Dos filhos do meu tio
Zeca e tia Losa, o que menos conheci foi David, não me lembro a razão. Mas o Francelino,
o João, o Adão e a Eva, estes sim estiveram presentes em minhas aventuras. O
Francelino veio para São Paulo e entrou para a Polícia Militar de São Paulo,
tendo marcado presença em meu casamento. O Arlindo morava com a família no Olho
d água e sempre marcava presença na feira em Ipupiara e conversávamos muito com
seu jeito agradável de cumprimentar: ¨como vai, vai bem¨. O João e o Adão
moravam com os pais trabalhando nas roças e cuidando da criação. Mas à noite
com lua clara saíam para caçar. Enquanto isso eu ficava na expectativa querendo
saber quais caças eles tinham conseguido. Às vezes tatus, veados, jacus,
perdizes e preás. O almoço do outro dia estava garantido.
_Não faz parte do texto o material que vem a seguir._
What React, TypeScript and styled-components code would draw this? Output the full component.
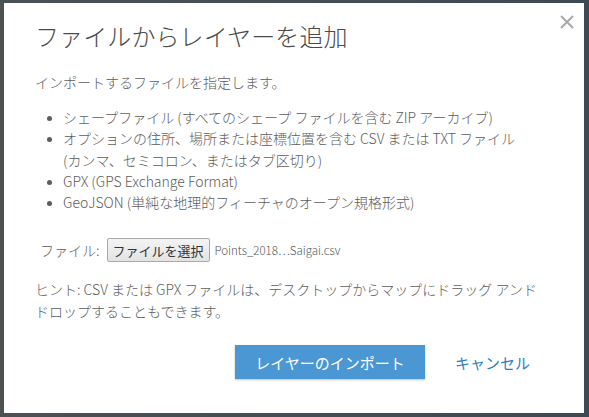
import React from 'react'
import styled, { createGlobalStyle } from 'styled-components'

const GlobalStyle = createGlobalStyle`
  html, body {
    margin: 0;
    padding: 0;
    background: #3f4a51;
  }
  * { box-sizing: border-box; }
`

const Backdrop = styled.div`
  width: 589px;
  height: 417px;
  padding: 3px 5px 4px 4px;
  background: linear-gradient(90deg, #4e5252 0px, #4a5154 4px, #3d4a53 100%);
  font-family: "Noto Sans CJK JP", "Noto Sans", sans-serif;
`

const Dialog = styled.div`
  position: relative;
  width: 580px;
  height: 410px;
  background: #fff;
  padding: 17px 31px 0 31px;
  color: #5c5c5c;
  font-weight: 300;
`

const Title = styled.h1`
  margin: 0;
  font-size: 24px;
  font-weight: 300;
  line-height: 32px;
  color: #4a4a4a;
  letter-spacing: 0.1px;
`

const CloseButton = styled.button`
  position: absolute;
  top: 8px;
  right: 6px;
  width: 22px;
  height: 22px;
  padding: 0;
  border: none;
  background: transparent;
  cursor: pointer;
`

const Text = styled.p<{ $top: number }>`
  margin: ${p => p.$top}px 0 0;
  font-size: 14px;
  line-height: 22px;
`

const List = styled.ul`
  margin: 14px 0 0;
  padding-left: 28px;
  font-size: 14px;
  line-height: 21.3px;
`

const Item = styled.li`
  &::marker { font-size: 12px; }
`

const NoWrap = styled.span`
  white-space: nowrap;
`

const FileRow = styled.div`
  display: flex;
  align-items: center;
  margin: 25px 0 0 5px;
  font-size: 14px;
`

const FileButton = styled.button`
  margin-left: 7px;
  height: 24px;
  padding: 0 5px;
  border: 1px solid #a9a9a9;
  border-radius: 2px;
  background: linear-gradient(#f4f4f4, #e3e3e3);
  font-family: inherit;
  font-size: 13px;
  font-weight: 400;
  color: #333;
`

const FileName = styled.span`
  margin-left: 5px;
  font-size: 11.5px;
  color: #555;
`

const Actions = styled.div`
  display: flex;
  align-items: center;
  justify-content: flex-end;
  margin-top: 23px;
  gap: 30px;
  padding-right: 23px;
`

const PrimaryButton = styled.button`
  width: 190px;
  height: 34px;
  border: none;
  background: #4a97d3;
  color: #fff;
  font-family: inherit;
  font-weight: 400;
  font-size: 15px;
  box-shadow: 0 1px 2px rgba(0, 0, 0, 0.25);
`

const LinkButton = styled.button`
  border: none;
  background: transparent;
  padding: 0;
  color: #2d7fc4;
  font-family: inherit;
  font-weight: 400;
  font-size: 15px;
`

export default function App() {
  return (
    <>
      <GlobalStyle />
      <Backdrop>
        <Dialog>
          <CloseButton aria-label="閉じる">
            <svg width="22" height="22" viewBox="0 0 22 22">
              <path d="M5 5 L17 17 M17 5 L5 17" stroke="#a8a8a8" strokeWidth="2" />
            </svg>
          </CloseButton>
          <Title>ファイルからレイヤーを追加</Title>
          <Text $top={19}>インポートするファイルを指定します。</Text>
          <List>
            <Item>シェープファイル (すべてのシェープ ファイルを含む ZIP アーカイブ)</Item>
            <Item>
              オプションの住所、場所または座標位置を含む CSV または TXT ファイル{' '}
              <NoWrap>(カンマ、セミコロン、またはタブ区切り)</NoWrap>
            </Item>
            <Item>GPX (GPS Exchange Format)</Item>
            <Item>GeoJSON (単純な地理的フィーチャのオープン規格形式)</Item>
          </List>
          <FileRow>
            ファイル:
            <FileButton>ファイルを選択</FileButton>
            <FileName>Points_2018…Saigai.csv</FileName>
          </FileRow>
          <Text $top={16}>
            ヒント: CSV または GPX ファイルは、デスクトップからマップにドラッグ アンド ドロップすることもできます。
          </Text>
          <Actions>
            <PrimaryButton>レイヤーのインポート</PrimaryButton>
            <LinkButton>キャンセル</LinkButton>
          </Actions>
        </Dialog>
      </Backdrop>
    </>
  )
}
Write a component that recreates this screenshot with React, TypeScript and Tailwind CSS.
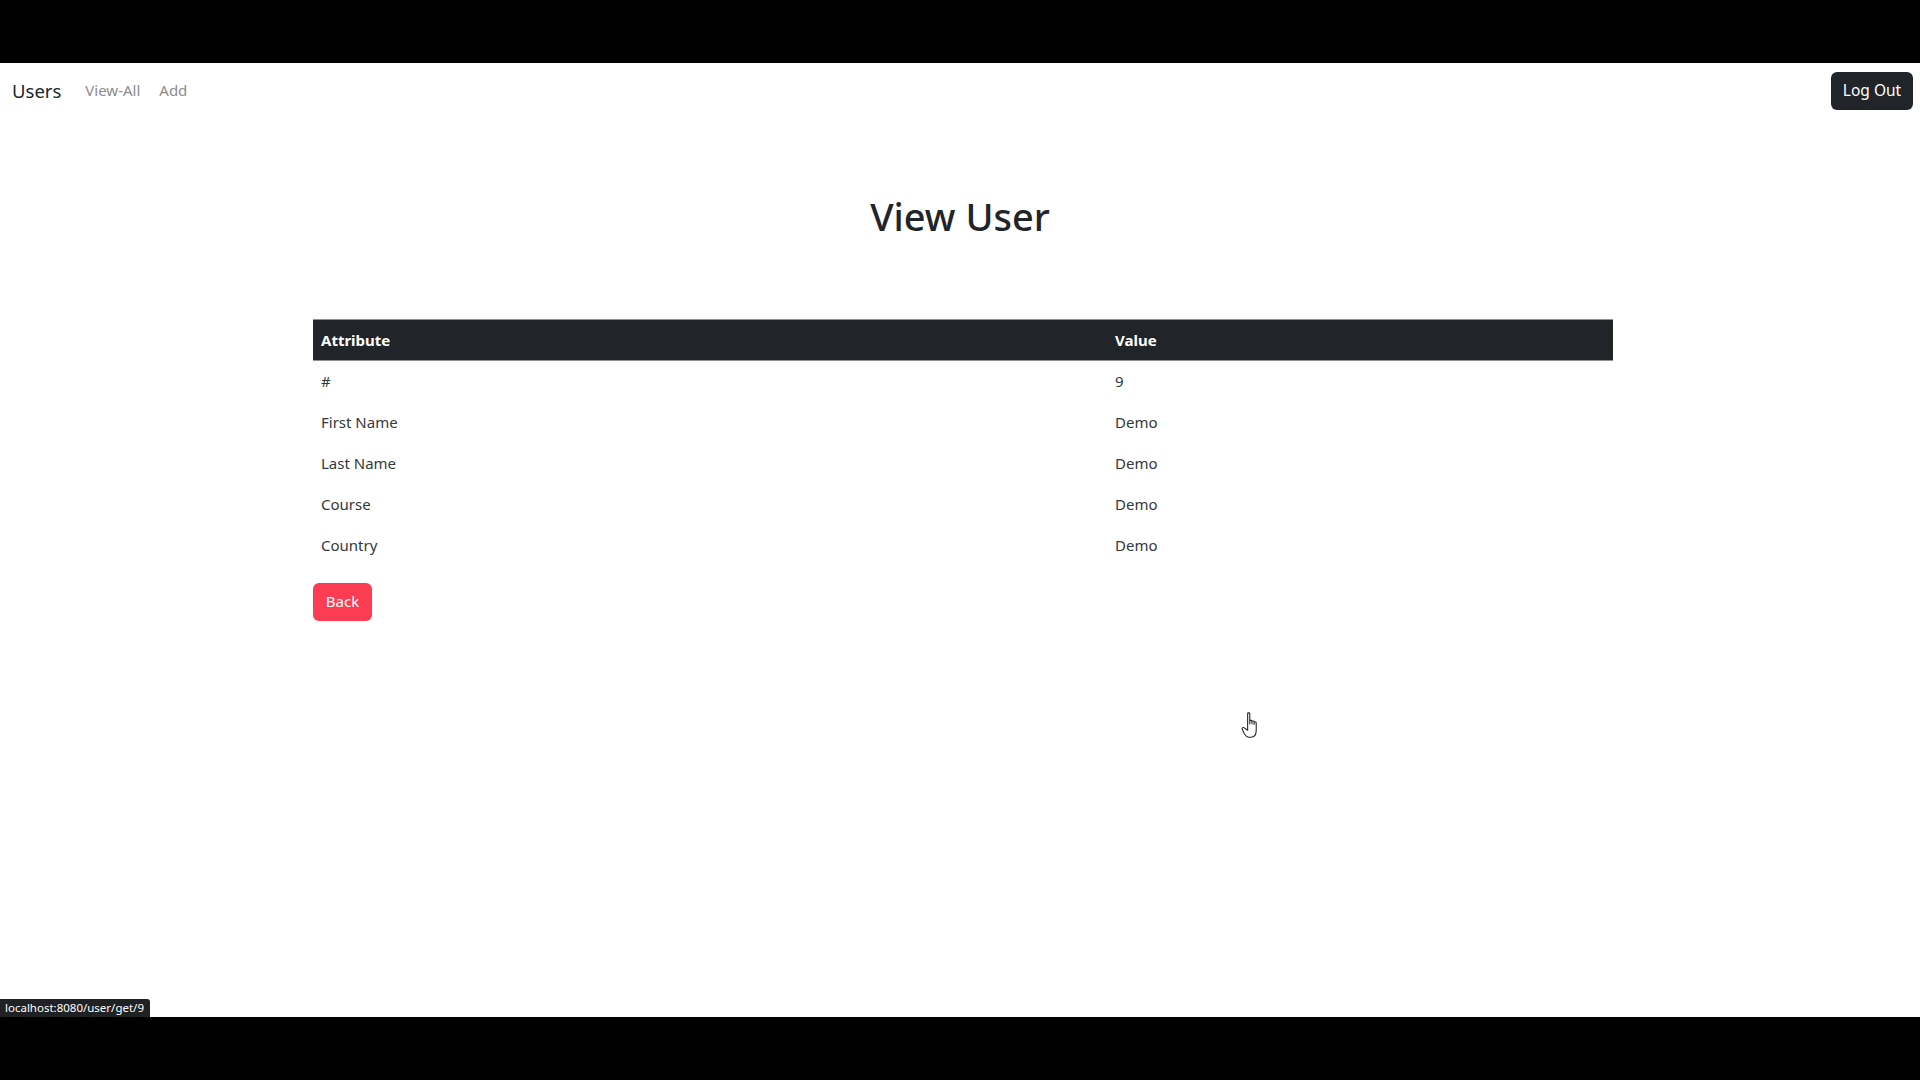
import React from "react";

const rows: [string, string][] = [
  ["#", "9"],
  ["First Name", "Demo"],
  ["Last Name", "Demo"],
  ["Course", "Demo"],
  ["Country", "Demo"],
];

export default function App() {
  return (
    <div
      className="w-[1920px] h-[1080px] flex flex-col bg-white overflow-hidden"
      style={{ fontFamily: '"Noto Sans", "Open Sans", sans-serif' }}
    >
      <div className="h-[63px] bg-black shrink-0" />
      <div className="flex-1 relative">
        <nav className="h-[55px] flex items-center justify-between pl-[12px] pr-[7px]">
          <div className="flex items-center">
            <span className="text-[18.5px] text-[#212529] mr-[24px]">Users</span>
            <span className="text-[15px] text-[#8c8c8c] mr-[19px]">View-All</span>
            <span className="text-[15px] text-[#8c8c8c]">Add</span>
          </div>
          <button className="h-[38px] w-[82px] rounded-[6px] bg-[#212529] text-white text-[15.5px]">
            Log Out
          </button>
        </nav>
        <h1 className="text-center text-[38px] leading-[48px] font-medium text-[#212529] mt-[74px]">
          View User
        </h1>
        <div className="w-[1300px] ml-[313px] mt-[79px]">
          <table className="w-full border-collapse text-[15px] text-[#33383d]">
            <thead>
              <tr className="bg-[#212529] text-white h-[41px] border-t border-b border-[#8e9296]">
                <th className="text-left font-bold px-2 w-[794px]">Attribute</th>
                <th className="text-left font-bold px-2">Value</th>
              </tr>
            </thead>
            <tbody>
              {rows.map(([a, v]) => (
                <tr key={a} className="h-[41px]">
                  <td className="px-2">{a}</td>
                  <td className="px-2">{v}</td>
                </tr>
              ))}
            </tbody>
          </table>
          <button className="mt-[17px] h-[38px] w-[59px] rounded-[6px] bg-[#fb3c53] text-white text-[15px]">
            Back
          </button>
        </div>
        <svg
          className="absolute left-[1241px] top-[648px]"
          width="24"
          height="30"
          viewBox="0 0 22 28"
        >
          <path
            d="M6 2.5 C6 1.5 8 1.5 8 2.5 L8 12 L8 9.5 C8 8.5 10 8.5 10 9.5 L10 12 L10 10 C10 9 12 9 12 10 L12 12.5 L12 11 C12 10 14 10 14 11 L14 18 C14 22 12 24.5 9 24.5 L7 24.5 C5 24.5 4 23 3 21.5 L1 17 C0.5 16 1.5 15 2.5 15.5 L6 18 Z"
            fill="white"
            stroke="#222"
            strokeWidth="1"
            strokeLinejoin="round"
          />
        </svg>
        <div className="absolute left-0 bottom-0 h-[18px] pl-[5px] pr-[6px] bg-[#202124] rounded-tr-[3px] text-white text-[11.5px] leading-[18px]">
          localhost:8080/user/get/9
        </div>
      </div>
      <div className="h-[63px] bg-black shrink-0" />
    </div>
  );
}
E assim os dias
corriam celeremente na casa do tio Zeca. Uma noite de sábado, observei que os
rapazes chegaram mais cedo das roças, tomaram banho e vestiram suas roupas de
festa. Disseram que haveria uma festa de casamento num lugarejo de nome
Chiquita, não muito longe dali. E foram para a festa, onde o arrasta-pé
prometia. Ali onde eu estava com minha vó o silêncio era total. A luz era de
candeeiro, depois do jantar, um pouco de conversa, algumas histórias, piadas e
todos iam dormir. Foi o que fiz naquela noite. O quarto era grande, minha cama
improvisada e eu dormi pensando nas aventuras do dia seguinte. Lá pelas tantas
da madrugada chegaram os rapazes da casa e mais alguns amigos que vieram com
eles da festa. Quando entraram no quarto, lá estava um intruso dormindo a sono
solto. Um deles sugeriu que me removesse para outro local, mas o primo ponderou
e disse ¨não¨. Eu meio que dormindo, mas acordado de araque permaneci imóvel,
mas ouvi o primo sentenciar: ninguém mexe com o Filemon, ele está dormindo e
vocês vão se virar. Quando acordei pela manhã, ouvia somente o cantar do galo e
o gorjeio dos passarinhos nas árvores que circundam a casa.
Era tempo de voltar
para a cidade levando farinha, tapioca, beijus e puba.
Quantas saudades daquelas estradinhas de terra.